Violence and intimidation seemed to have been rife, along with extortion (‘taxing’). Few felt that they had emerged from the experience better people than they were when they were sentenced to ‘borstal training’, although a couple did recall that they had enjoyed the sport, especially really violent games such as British Bulldog or Murderball (a kind of no rules basketball). Clearly, since all the people I was talking to were back in prison – some serving life or very long sentences – the deterrent effect, if any, of their stint in a borstal had been limited.
|Volunteers on Bring Back Borstal|
I think that the real disappointment I felt after watching the new ITV Bring Back Borstal show is that it was a missed opportunity to really explore what interventions would help young offenders turn their lives around. Hearing snippets from some of their life stories during the show you might conclude that the sort of methods being proposed by ‘let’s pretend borstal governor’ David Wilson were far too little, too late for many of these adult males, some of whom were already dads themselves.

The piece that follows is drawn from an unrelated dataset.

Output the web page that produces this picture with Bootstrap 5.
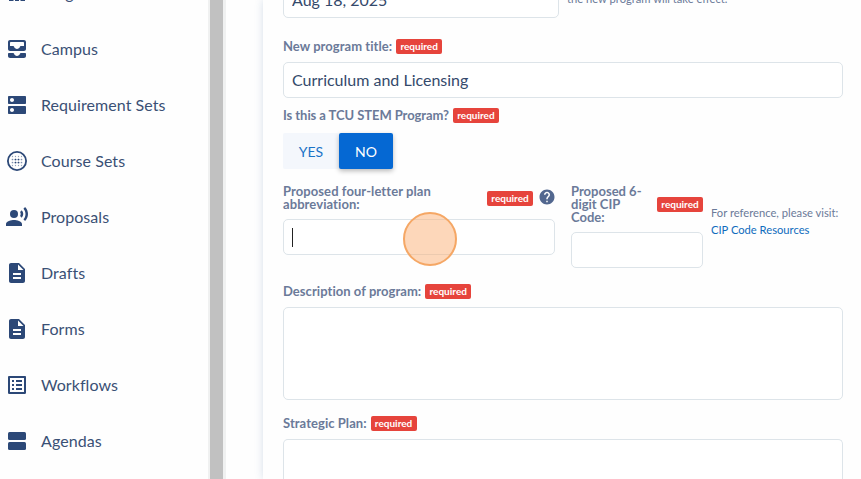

These borstal ‘boys’ were actually troubled young men, some of whom had already been in a YOI or adult jail. Treating them like 1930s teenagers was never really going to achieve very much.
|Borstal 'governor': Prof David Wilson|
|Scene from ITV's Bring Back Borstal|
This was a missed opportunity. We are in desperate need of a very well-informed debate about youth justice in the UK – and about the lack of positive adult male role models for many troubled boys and young men – but sadly this fanciful punishment-fest TV show wasn’t it.